Even if arguendo 2011 Amendment “reversed” Riverside and “restored” pre-Riverside privilege protection – which obviously contradicts its plain language – that simply constitutes a return to pre-Riverside jurisprudence. E.g., Stevens v. Hosp. Auth. of the City of Petersburg, 42 Va. Cir. 321 (Richmond 1997); Hawkins v. Pinkerton’s, Inc., 42 Va. Cir. 316 (Petersburg 1997); Stevens v. Lemmie, 40 Va. Cir. 499 (Petersburg 1996); Estate of Curtis v. Fairfax Hosp. Sys., 21 Va. Cir. 275 (Fairfax 1990); Johnson v. Roanoke Mem’l Hosps., Inc., 9 Va. Cir. 196 (Roanoke 1987). Quoting only the second sentence of 2011 Amendment, Mr. Johnson styles it “an effort to clearly reverse the ruling in Riverside” and that the “legislation reaffirms” the pre-Riverside privilege protection “is restored”. Id. at 46 (emphasis added). Such styling may save lobbying face and/or influence some attitudes. But again, that myopic view contradicts the 2011 Amendment as a whole; and in any event, mere “reverse” and “restored” is not true “expansion” and does not even refer to policies. Hence Fleming v. Mountain States Health Alliance, 2012 WL 1909343 (W.D. May 25, 2012) and Flinchum v. INOVA Health Sys., 84 Va. Cir. 530 (Fairfax 2012) are correctly reasoned and decided; VADA attempts to sully and distinguish them are unfounded; and VHHA invitation to the Virginia Supreme Court to leave Circuits adrift re Amendment vis-à-vis policies should be declined.
Moreover, even if “analysis, findings, conclusions, recommendations, and the deliberative process” language crafted for Riverside and incident reports were applied in the context of policies, it would not render privileged versus discoverable the actual policies themselves as implemented and disseminated by MWH. Fleming; Flinchum.
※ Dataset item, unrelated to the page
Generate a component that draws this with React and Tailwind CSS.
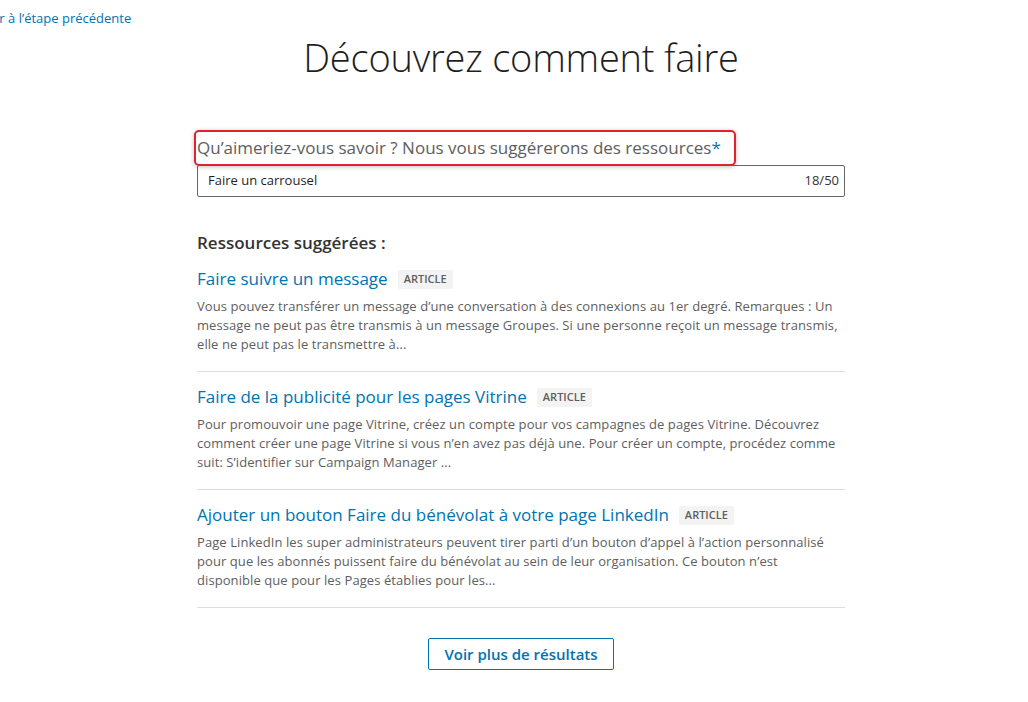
import React from "react";

const items = [
  {
    title: "Faire suivre un message",
    desc: "Vous pouvez transférer un message d’une conversation à des connexions au 1er degré. Remarques : Un message ne peut pas être transmis à un message Groupes. Si une personne reçoit un message transmis, elle ne peut pas le transmettre à...",
  },
  {
    title: "Faire de la publicité pour les pages Vitrine",
    desc: "Pour promouvoir une page Vitrine, créez un compte pour vos campagnes de pages Vitrine. Découvrez comment créer une page Vitrine si vous n’en avez pas déjà une. Pour créer un compte, procédez comme suit: S’identifier sur Campaign Manager ...",
  },
  {
    title: "Ajouter un bouton Faire du bénévolat à votre page LinkedIn",
    desc: "Page LinkedIn les super administrateurs peuvent tirer parti d’un bouton d’appel à l’action personnalisé pour que les abonnés puissent faire du bénévolat au sein de leur organisation. Ce bouton n’est disponible que pour les Pages établies pour les...",
  },
];

export default function App() {
  return (
    <div
      className="w-[1028px] h-[702px] bg-white overflow-hidden relative"
      style={{ fontFamily: '"Open Sans", "Noto Sans", sans-serif' }}
    >
      <div className="absolute left-[-41px] top-[9px] text-[13px] text-[#0073b1] leading-[18px] whitespace-nowrap">
        Revenir à l’étape précédente
      </div>
      <div className="flex flex-col items-center pl-[14px]">
        <h1 className="mt-[31px] text-[38px] font-light text-[#1f1f1f] leading-[52px] tracking-[-0.2px]">
          Découvrez comment faire
        </h1>
        <div className="w-[648px] mt-[53px] flex flex-col">
          <div className="relative">
            <div className="absolute left-[-3px] top-[-6px] w-[542px] h-[36px] border-2 border-[#e0222a] rounded-[5px] shadow-[0_1px_4px_rgba(0,0,0,0.25)]" />
            <div className="text-[17px] text-[#5e5e5e] leading-[24px]">
              Qu’aimeriez-vous savoir ? Nous vous suggérerons des ressources
              <span className="text-[#0073b1]">*</span>
            </div>
          </div>
          <div className="mt-[5px] h-[32px] border border-[#666] rounded-[2px] flex items-center justify-between pl-[10px] pr-[5px] text-[13px] text-[#1f1f1f]">
            <span>Faire un carrousel</span>
            <span className="text-[#333]">18/50</span>
          </div>
          <div className="mt-[35px] text-[17px] font-semibold text-[#333] leading-[22px]">
            Ressources suggérées :
          </div>
          <div className="mt-[13px] flex flex-col">
            {items.map((it, i) => (
              <div key={i} className="border-b border-[#dcdcdc] pb-[17px] mb-[13px]">
                <div className="flex items-center gap-[10px] h-[24px]">
                  <span className="text-[17px] text-[#0073b1] leading-[24px]">{it.title}</span>
                  <span className="bg-[#f3f3f3] text-[#5e5e5e] text-[11px] font-semibold px-[6px] h-[19px] flex items-center rounded-[2px]">
                    ARTICLE
                  </span>
                </div>
                <p className="mt-[6px] text-[13px] tracking-[0.08px] text-[#5e5e5e] leading-[19px]">{it.desc}</p>
              </div>
            ))}
          </div>
          <div className="flex justify-center mt-[17px]">
            <button className="h-[32px] px-[15px] border border-[#0073b1] rounded-[2px] text-[15px] font-semibold text-[#0073b1]">
              Voir plus de résultats
            </button>
          </div>
        </div>
      </div>
    </div>
  );
}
Plaintiff did not seek predicate committee “findings, conclusions, recommendations” that may have led to MWH finally using the actual policies, just the policies outside of committee at hospital computers, nurses stations, accreditation authorities.
B. 2005 PSQIA is a red herring.
Appellees’ Amicus Curiae, VHHA, raises 2005 Patient Safety and Quality Improvement Act (“PSQIA”). But PSQIA: [1] was not raised below; [2] does not cover “patient’s medical records…or any other original patient or provider record,” 42 U.S.C. §299b-21(7)(B)(ii), or “extend backward to underlying factual information within or referred to in patient safety data reported,” Senate Rep. No. 108-196 at 5 (2003); [3] may not cover MWH; and [4] has been claimed wrongly by HDJN. E.g., Whitby v. Peninsula Neurosurgical Assocs., Inc., No. CL13-4969T-01, Order (Newport News Mar. 20, 2014).
C. Policies are relevant and not privileged on their face.
Plaintiff compelled all relevant Mary Washinton Hospital (“MWH”) policies, and at hearing proffered re 9 policies, evidenced by consistent deposition testimony of 5 nurses and 1 doctor. For example, multiple MWH policies covered Defendant responsibility for patient “control”. Judge Order denied discovery re all. Defendants muddled, not stipulated, control at trial.
Appellees and their Amicii coattail Judge’s proclamation policies are not “relevant,” premised on supposed inadmissibility under “private rules” doctrine. Yet MWH’s total of 12 policies withheld plainly are “relevant” on their face, i.e., have “logical tendency to prove an issue in the case” or “tend to establish the probability or improbability of a fact;” and “private rules” doctrine does not preclude all admissibility, let alone discoverability, i.e., policies appearing “reasonably calculated to lead to the discovery of admissible evidence”. Fleming, at *4 (“unpersuaded…policies…are not discoverable under Godsey and Pullen because they [supposedly] are irrelevant and inadmissible”).
Dispositively, MWH offered no evidence that any of its 12 policies withheld were of a “protected committee,” prerequisite for §8.01-581.17 to apply at all. Bare privilege claims by legal counsel do not suffice. Robertson v. Commonwealth, 181 Va. 520, 540 (1943); Fleming at *6 (no “evidence”).